The credibility of the Department of Education’s online survey on the opening of classes this coming August was questioned because only those who have access to the internet managed to answer it.
At a virtual Senate hearing into the government’s response for education on May 21, Education Secretary Leonor Briones told senators that results from an online survey they recently conducted showed that majority of students and teachers have access to the Internet.
Briones also said that most schools agreed to resume classes for the next school year by August.
DepEd launched the controversial online poll last April 17 on its official social media accounts.
“The Department of Education is conducting a survey to better inform its policies and decisions on the opening of classes for SY 2020-2021,” the post read.
“DepEd values the consultation and involvement of its stakeholders in the decision-making process, particularly those who will be significantly affected by the decision/s relative to the opening of classes,” the post added.
YOUR VOICE MATTERS 📣The Department of Education is conducting a survey to better inform its policies and decisions on…
Posted by DepEd Philippines on Friday, April 17, 2020
Since the survey was done online, some Filipinos lamented that the results mentioned only reflect the decisions or preferences of those who can easily go online.
“Online yung survey. Paano makakasagot sa survey yung mga walang internet in the first place?” one user said.
Online yung survey. Paano makakasagot sa survey yung mga walang internet in the first place?????? https://t.co/ZJGyTUHHP7 pic.twitter.com/BVOd3RJdH1
— . (@maykamaykaba) May 22, 2020
Another Twitter user suggested to cancellation of classes for the rest of the year.
“Just cancel the school year for 2020, DepEd. not everyone has internet access and not everyone wants to take the risk into going to school physically,” the user said.
Twitter user Oliver Ylec, who goes by the username @ylectrick, meanwhile, claimed that his mother was among the teachers who took the survey. He shared that according to his mother, teachers were also required to answer the part dedicated for the students’ responses.
“It was distasteful because my mother’s supervisor told her teachers to answer even the student’s part claiming it as mandatory.
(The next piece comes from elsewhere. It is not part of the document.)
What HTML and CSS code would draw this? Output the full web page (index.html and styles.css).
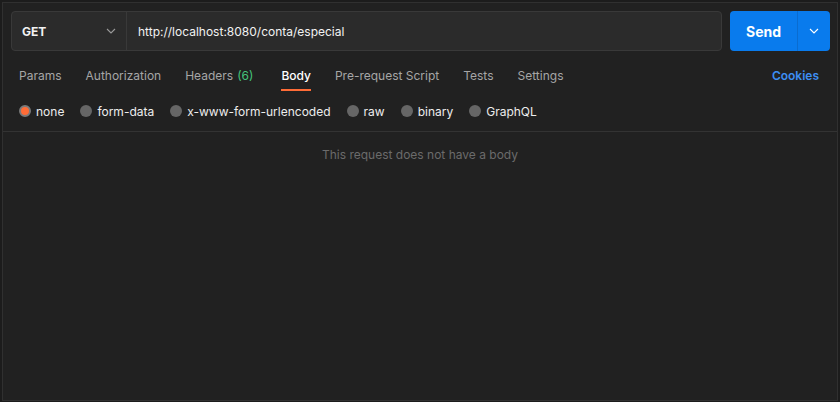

My mother claimed that almost all of her students had no internet connectivity, but proceeded to answer it anyway because it was ‘mandatory’,” the user said.
The online poll also suggested that students without internet access have no choice but to find one.
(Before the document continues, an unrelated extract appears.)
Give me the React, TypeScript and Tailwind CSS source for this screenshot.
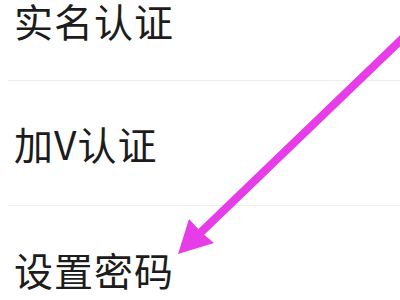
const rows = [
  { label: '实名认证', cls: 'h-[80px] items-start pt-[1px]' },
  { label: '加V认证', cls: 'h-[124px] items-center' },
  { label: '设置密码', cls: 'h-[124px] items-center pt-[3px]' },
];

const Arrow = () => (
  <svg className="absolute inset-0 pointer-events-none" width="400" height="300" viewBox="0 0 400 300">
    <line x1="404" y1="37" x2="196" y2="237" stroke="#e63de8" strokeWidth="8" strokeLinecap="round" />
    <polygon points="178,254 189,219 201,232 214,243" fill="#e63de8" />
  </svg>
);

export default function App() {
  return (
    <div className="relative w-[400px] h-[300px] overflow-hidden bg-white text-[#1c1c1c]" style={{ fontFamily: '"Noto Sans CJK SC", "Noto Sans", sans-serif' }}>
      <div className="flex flex-col">
        {rows.map((row, i) => (
          <div key={row.label} className="flex flex-col">
            <div className={`flex pl-[14px] text-[39px] leading-none tracking-[1px] ${row.cls}`}>
              {row.label}
            </div>
            {i < rows.length - 1 && <div className="ml-2 h-px bg-[#eeeeee]" />}
          </div>
        ))}
      </div>
      <Arrow />
    </div>
  );
}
New and ‘much bigger’ survey for the coming school year
On Thursday, Briones issued another statement saying that the department is currently conducting a “much bigger survey” concerning the opening of the school year and other related matters.
“DepEd is conducting a much bigger survey of more than 700,000 respondents, not only on the opening of the school year but also matters related to social distancing; and online classes, cellphone, television or radio as alternative or complementary approaches to learning. The results will come out in a few days,” she said.
Briones said that the results of this new poll will greatly influence their decision on alternative learning activities for the resumption of classes.
She likened the pandemic situation to Marawi siege in 2017, wherein the uprising did not deter the students’ education.
“In the midst of the Coronavirus crisis, our call remains the same: Education must continue whether face-to-face or virtual, with or without physically going to school,” Briones said.
“What we assure our learners, parents, teachers, and the general public is that any decision we will make for the continuation of learning will have their health, safety, and well-being as a primary consideration,” she added.
DepEd recently decided to move the opening of classes for the school year 2020 to 2021 from the previously scheduled June to August amid the COVID-19 pandemic in the country. It will start on August 24 and end on April 30, 2021.
The Inter-Agency Task Force on Emerging Infectious Disease also approved the education department’s Basic Education Learning Continuity Plan (BE-LCP) that teachers and students may use for continued learning while coping with the global health crisis.
Teachers groups the Alliance of Concerned Teachers and the Teachers’ Dignity Coalition previously expressed their concerns that the health and economic conditions may persist until August.
Former senator Antonio Trillanes IV, meanwhile, asked the DepEd to start the school year in January 2021 instead.